Exercise:
Pictures appear in the records below; write out everything else exactly.

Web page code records

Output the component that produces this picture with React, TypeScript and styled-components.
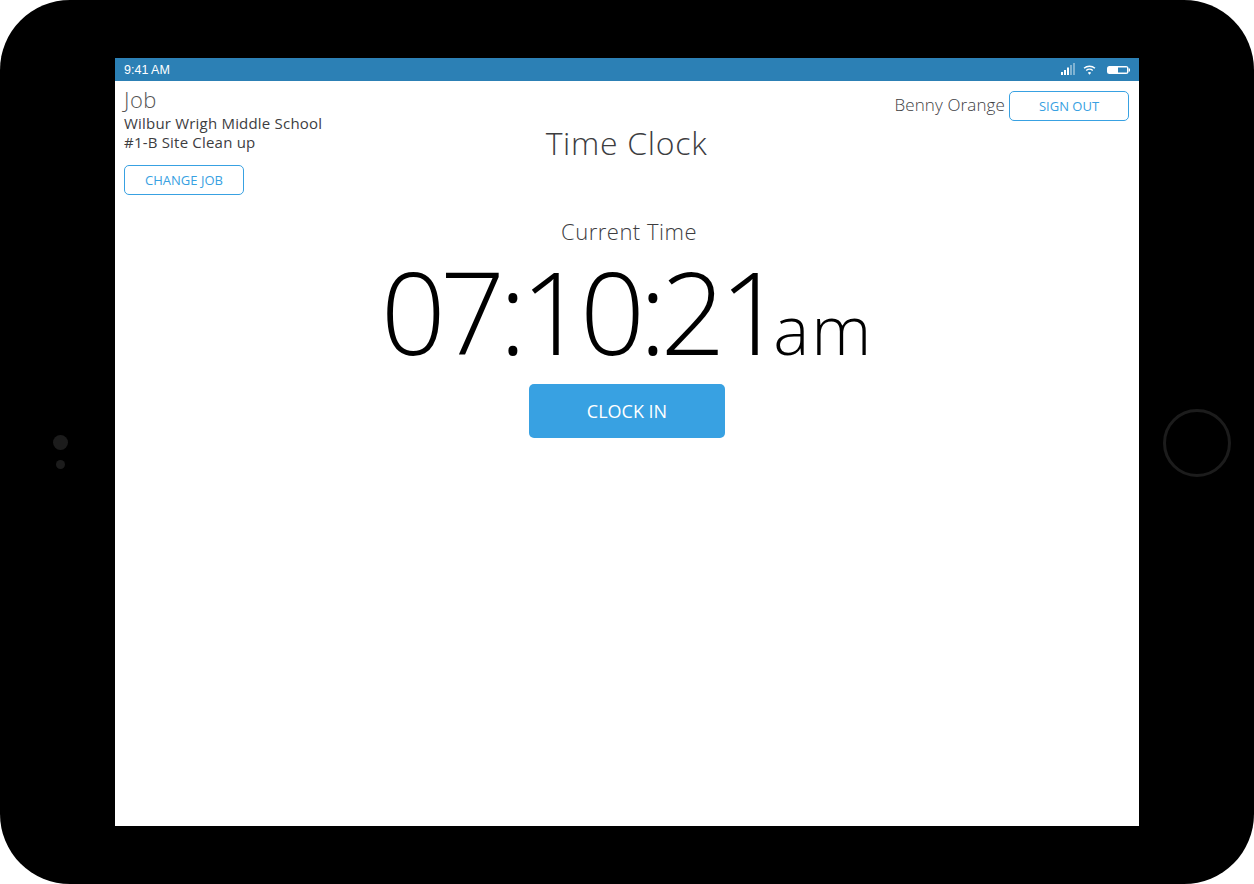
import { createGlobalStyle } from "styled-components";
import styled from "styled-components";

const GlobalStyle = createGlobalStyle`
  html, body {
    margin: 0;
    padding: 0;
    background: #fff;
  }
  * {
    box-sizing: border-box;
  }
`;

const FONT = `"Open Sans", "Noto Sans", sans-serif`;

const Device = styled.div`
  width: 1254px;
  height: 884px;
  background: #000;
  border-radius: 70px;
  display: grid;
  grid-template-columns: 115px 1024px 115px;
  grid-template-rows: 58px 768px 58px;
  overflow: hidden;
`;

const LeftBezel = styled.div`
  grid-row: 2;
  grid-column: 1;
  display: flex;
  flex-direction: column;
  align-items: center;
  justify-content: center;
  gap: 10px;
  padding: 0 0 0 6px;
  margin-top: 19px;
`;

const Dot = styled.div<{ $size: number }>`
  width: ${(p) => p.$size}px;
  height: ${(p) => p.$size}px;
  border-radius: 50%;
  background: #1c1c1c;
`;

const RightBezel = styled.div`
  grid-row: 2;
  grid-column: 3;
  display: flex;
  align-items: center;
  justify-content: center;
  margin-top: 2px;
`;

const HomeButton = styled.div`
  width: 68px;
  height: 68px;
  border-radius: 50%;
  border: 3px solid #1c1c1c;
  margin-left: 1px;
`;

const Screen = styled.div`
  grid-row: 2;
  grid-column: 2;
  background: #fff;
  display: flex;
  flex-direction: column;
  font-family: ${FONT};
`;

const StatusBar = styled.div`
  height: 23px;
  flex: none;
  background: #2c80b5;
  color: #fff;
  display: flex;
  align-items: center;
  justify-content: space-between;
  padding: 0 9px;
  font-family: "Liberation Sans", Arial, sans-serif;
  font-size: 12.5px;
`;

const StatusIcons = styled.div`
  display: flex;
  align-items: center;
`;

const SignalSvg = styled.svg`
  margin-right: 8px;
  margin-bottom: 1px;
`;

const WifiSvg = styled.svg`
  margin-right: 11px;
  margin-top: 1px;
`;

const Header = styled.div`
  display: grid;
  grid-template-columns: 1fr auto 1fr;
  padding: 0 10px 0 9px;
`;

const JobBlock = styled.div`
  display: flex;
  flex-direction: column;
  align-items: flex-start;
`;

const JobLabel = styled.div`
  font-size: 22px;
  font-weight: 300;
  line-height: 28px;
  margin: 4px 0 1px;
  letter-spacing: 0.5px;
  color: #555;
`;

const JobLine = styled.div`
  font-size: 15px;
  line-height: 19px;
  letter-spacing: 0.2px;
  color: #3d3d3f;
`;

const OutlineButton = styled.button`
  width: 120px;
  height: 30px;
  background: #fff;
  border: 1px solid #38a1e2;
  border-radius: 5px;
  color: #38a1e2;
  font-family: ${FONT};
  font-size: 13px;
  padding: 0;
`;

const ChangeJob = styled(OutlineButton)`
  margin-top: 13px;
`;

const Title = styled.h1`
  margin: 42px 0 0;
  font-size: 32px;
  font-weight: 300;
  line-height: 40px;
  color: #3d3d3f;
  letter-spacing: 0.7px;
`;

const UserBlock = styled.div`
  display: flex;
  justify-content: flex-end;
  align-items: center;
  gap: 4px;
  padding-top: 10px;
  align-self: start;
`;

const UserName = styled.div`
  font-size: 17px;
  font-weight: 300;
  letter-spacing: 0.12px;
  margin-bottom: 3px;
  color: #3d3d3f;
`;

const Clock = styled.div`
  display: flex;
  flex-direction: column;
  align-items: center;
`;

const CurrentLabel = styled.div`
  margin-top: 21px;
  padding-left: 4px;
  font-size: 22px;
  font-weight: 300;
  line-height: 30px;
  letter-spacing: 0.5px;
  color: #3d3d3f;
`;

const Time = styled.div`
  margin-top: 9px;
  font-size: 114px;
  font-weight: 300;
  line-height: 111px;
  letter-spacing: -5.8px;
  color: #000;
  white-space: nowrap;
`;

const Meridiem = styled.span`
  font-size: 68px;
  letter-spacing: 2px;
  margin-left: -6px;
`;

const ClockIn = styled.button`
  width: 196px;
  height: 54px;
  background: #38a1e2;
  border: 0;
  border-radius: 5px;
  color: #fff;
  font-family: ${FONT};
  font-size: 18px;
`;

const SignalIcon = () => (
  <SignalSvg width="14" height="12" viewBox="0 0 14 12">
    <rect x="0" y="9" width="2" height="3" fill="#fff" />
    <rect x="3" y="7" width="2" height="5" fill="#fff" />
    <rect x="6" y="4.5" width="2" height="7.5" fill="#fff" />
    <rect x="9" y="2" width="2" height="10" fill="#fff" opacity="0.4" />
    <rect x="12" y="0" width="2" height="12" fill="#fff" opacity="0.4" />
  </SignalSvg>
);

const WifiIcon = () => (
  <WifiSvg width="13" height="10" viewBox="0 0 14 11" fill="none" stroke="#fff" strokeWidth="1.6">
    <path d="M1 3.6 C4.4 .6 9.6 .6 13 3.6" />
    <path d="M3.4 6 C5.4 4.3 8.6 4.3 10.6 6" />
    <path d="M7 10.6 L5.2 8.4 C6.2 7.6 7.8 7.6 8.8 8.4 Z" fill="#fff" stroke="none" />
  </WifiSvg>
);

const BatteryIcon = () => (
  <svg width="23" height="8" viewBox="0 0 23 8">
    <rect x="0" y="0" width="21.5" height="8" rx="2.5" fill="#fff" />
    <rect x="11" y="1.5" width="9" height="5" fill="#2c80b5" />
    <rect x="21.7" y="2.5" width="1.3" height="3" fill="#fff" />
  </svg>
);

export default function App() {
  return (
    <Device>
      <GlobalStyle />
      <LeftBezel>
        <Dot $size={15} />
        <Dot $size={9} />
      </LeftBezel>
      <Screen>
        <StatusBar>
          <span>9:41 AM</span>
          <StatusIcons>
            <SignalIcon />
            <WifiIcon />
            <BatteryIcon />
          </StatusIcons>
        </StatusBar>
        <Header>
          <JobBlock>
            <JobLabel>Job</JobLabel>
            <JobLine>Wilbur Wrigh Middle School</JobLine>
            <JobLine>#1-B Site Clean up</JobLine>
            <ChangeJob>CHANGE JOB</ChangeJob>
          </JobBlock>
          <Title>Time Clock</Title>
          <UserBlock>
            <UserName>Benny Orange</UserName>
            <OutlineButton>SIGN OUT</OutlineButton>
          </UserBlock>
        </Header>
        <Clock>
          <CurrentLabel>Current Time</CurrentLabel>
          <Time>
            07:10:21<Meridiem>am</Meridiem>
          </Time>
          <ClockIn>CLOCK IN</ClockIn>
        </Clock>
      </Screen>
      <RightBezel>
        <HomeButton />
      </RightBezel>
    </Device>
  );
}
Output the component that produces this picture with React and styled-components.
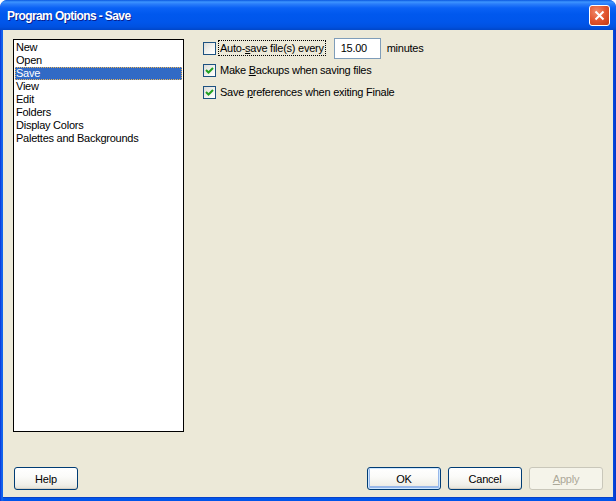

Reply:
Output the component that produces this picture with React, TypeScript and styled-components.
import { createGlobalStyle } from "styled-components";
import styled from "styled-components";

const GlobalStyle = createGlobalStyle`
  html, body {
    margin: 0;
    padding: 0;
    background: #fff;
  }
  * {
    box-sizing: border-box;
  }
`;

const FONT = `"Open Sans", "Noto Sans", sans-serif`;

const Device = styled.div`
  width: 1254px;
  height: 884px;
  background: #000;
  border-radius: 70px;
  display: grid;
  grid-template-columns: 115px 1024px 115px;
  grid-template-rows: 58px 768px 58px;
  overflow: hidden;
`;

const LeftBezel = styled.div`
  grid-row: 2;
  grid-column: 1;
  display: flex;
  flex-direction: column;
  align-items: center;
  justify-content: center;
  gap: 10px;
  padding: 0 0 0 6px;
  margin-top: 19px;
`;

const Dot = styled.div<{ $size: number }>`
  width: ${(p) => p.$size}px;
  height: ${(p) => p.$size}px;
  border-radius: 50%;
  background: #1c1c1c;
`;

const RightBezel = styled.div`
  grid-row: 2;
  grid-column: 3;
  display: flex;
  align-items: center;
  justify-content: center;
  margin-top: 2px;
`;

const HomeButton = styled.div`
  width: 68px;
  height: 68px;
  border-radius: 50%;
  border: 3px solid #1c1c1c;
  margin-left: 1px;
`;

const Screen = styled.div`
  grid-row: 2;
  grid-column: 2;
  background: #fff;
  display: flex;
  flex-direction: column;
  font-family: ${FONT};
`;

const StatusBar = styled.div`
  height: 23px;
  flex: none;
  background: #2c80b5;
  color: #fff;
  display: flex;
  align-items: center;
  justify-content: space-between;
  padding: 0 9px;
  font-family: "Liberation Sans", Arial, sans-serif;
  font-size: 12.5px;
`;

const StatusIcons = styled.div`
  display: flex;
  align-items: center;
`;

const SignalSvg = styled.svg`
  margin-right: 8px;
  margin-bottom: 1px;
`;

const WifiSvg = styled.svg`
  margin-right: 11px;
  margin-top: 1px;
`;

const Header = styled.div`
  display: grid;
  grid-template-columns: 1fr auto 1fr;
  padding: 0 10px 0 9px;
`;

const JobBlock = styled.div`
  display: flex;
  flex-direction: column;
  align-items: flex-start;
`;

const JobLabel = styled.div`
  font-size: 22px;
  font-weight: 300;
  line-height: 28px;
  margin: 4px 0 1px;
  letter-spacing: 0.5px;
  color: #555;
`;

const JobLine = styled.div`
  font-size: 15px;
  line-height: 19px;
  letter-spacing: 0.2px;
  color: #3d3d3f;
`;

const OutlineButton = styled.button`
  width: 120px;
  height: 30px;
  background: #fff;
  border: 1px solid #38a1e2;
  border-radius: 5px;
  color: #38a1e2;
  font-family: ${FONT};
  font-size: 13px;
  padding: 0;
`;

const ChangeJob = styled(OutlineButton)`
  margin-top: 13px;
`;

const Title = styled.h1`
  margin: 42px 0 0;
  font-size: 32px;
  font-weight: 300;
  line-height: 40px;
  color: #3d3d3f;
  letter-spacing: 0.7px;
`;

const UserBlock = styled.div`
  display: flex;
  justify-content: flex-end;
  align-items: center;
  gap: 4px;
  padding-top: 10px;
  align-self: start;
`;

const UserName = styled.div`
  font-size: 17px;
  font-weight: 300;
  letter-spacing: 0.12px;
  margin-bottom: 3px;
  color: #3d3d3f;
`;

const Clock = styled.div`
  display: flex;
  flex-direction: column;
  align-items: center;
`;

const CurrentLabel = styled.div`
  margin-top: 21px;
  padding-left: 4px;
  font-size: 22px;
  font-weight: 300;
  line-height: 30px;
  letter-spacing: 0.5px;
  color: #3d3d3f;
`;

const Time = styled.div`
  margin-top: 9px;
  font-size: 114px;
  font-weight: 300;
  line-height: 111px;
  letter-spacing: -5.8px;
  color: #000;
  white-space: nowrap;
`;

const Meridiem = styled.span`
  font-size: 68px;
  letter-spacing: 2px;
  margin-left: -6px;
`;

const ClockIn = styled.button`
  width: 196px;
  height: 54px;
  background: #38a1e2;
  border: 0;
  border-radius: 5px;
  color: #fff;
  font-family: ${FONT};
  font-size: 18px;
`;

const SignalIcon = () => (
  <SignalSvg width="14" height="12" viewBox="0 0 14 12">
    <rect x="0" y="9" width="2" height="3" fill="#fff" />
    <rect x="3" y="7" width="2" height="5" fill="#fff" />
    <rect x="6" y="4.5" width="2" height="7.5" fill="#fff" />
    <rect x="9" y="2" width="2" height="10" fill="#fff" opacity="0.4" />
    <rect x="12" y="0" width="2" height="12" fill="#fff" opacity="0.4" />
  </SignalSvg>
);

const WifiIcon = () => (
  <WifiSvg width="13" height="10" viewBox="0 0 14 11" fill="none" stroke="#fff" strokeWidth="1.6">
    <path d="M1 3.6 C4.4 .6 9.6 .6 13 3.6" />
    <path d="M3.4 6 C5.4 4.3 8.6 4.3 10.6 6" />
    <path d="M7 10.6 L5.2 8.4 C6.2 7.6 7.8 7.6 8.8 8.4 Z" fill="#fff" stroke="none" />
  </WifiSvg>
);

const BatteryIcon = () => (
  <svg width="23" height="8" viewBox="0 0 23 8">
    <rect x="0" y="0" width="21.5" height="8" rx="2.5" fill="#fff" />
    <rect x="11" y="1.5" width="9" height="5" fill="#2c80b5" />
    <rect x="21.7" y="2.5" width="1.3" height="3" fill="#fff" />
  </svg>
);

export default function App() {
  return (
    <Device>
      <GlobalStyle />
      <LeftBezel>
        <Dot $size={15} />
        <Dot $size={9} />
      </LeftBezel>
      <Screen>
        <StatusBar>
          <span>9:41 AM</span>
          <StatusIcons>
            <SignalIcon />
            <WifiIcon />
            <BatteryIcon />
          </StatusIcons>
        </StatusBar>
        <Header>
          <JobBlock>
            <JobLabel>Job</JobLabel>
            <JobLine>Wilbur Wrigh Middle School</JobLine>
            <JobLine>#1-B Site Clean up</JobLine>
            <ChangeJob>CHANGE JOB</ChangeJob>
          </JobBlock>
          <Title>Time Clock</Title>
          <UserBlock>
            <UserName>Benny Orange</UserName>
            <OutlineButton>SIGN OUT</OutlineButton>
          </UserBlock>
        </Header>
        <Clock>
          <CurrentLabel>Current Time</CurrentLabel>
          <Time>
            07:10:21<Meridiem>am</Meridiem>
          </Time>
          <ClockIn>CLOCK IN</ClockIn>
        </Clock>
      </Screen>
      <RightBezel>
        <HomeButton />
      </RightBezel>
    </Device>
  );
}
Output the component that produces this picture with React and styled-components.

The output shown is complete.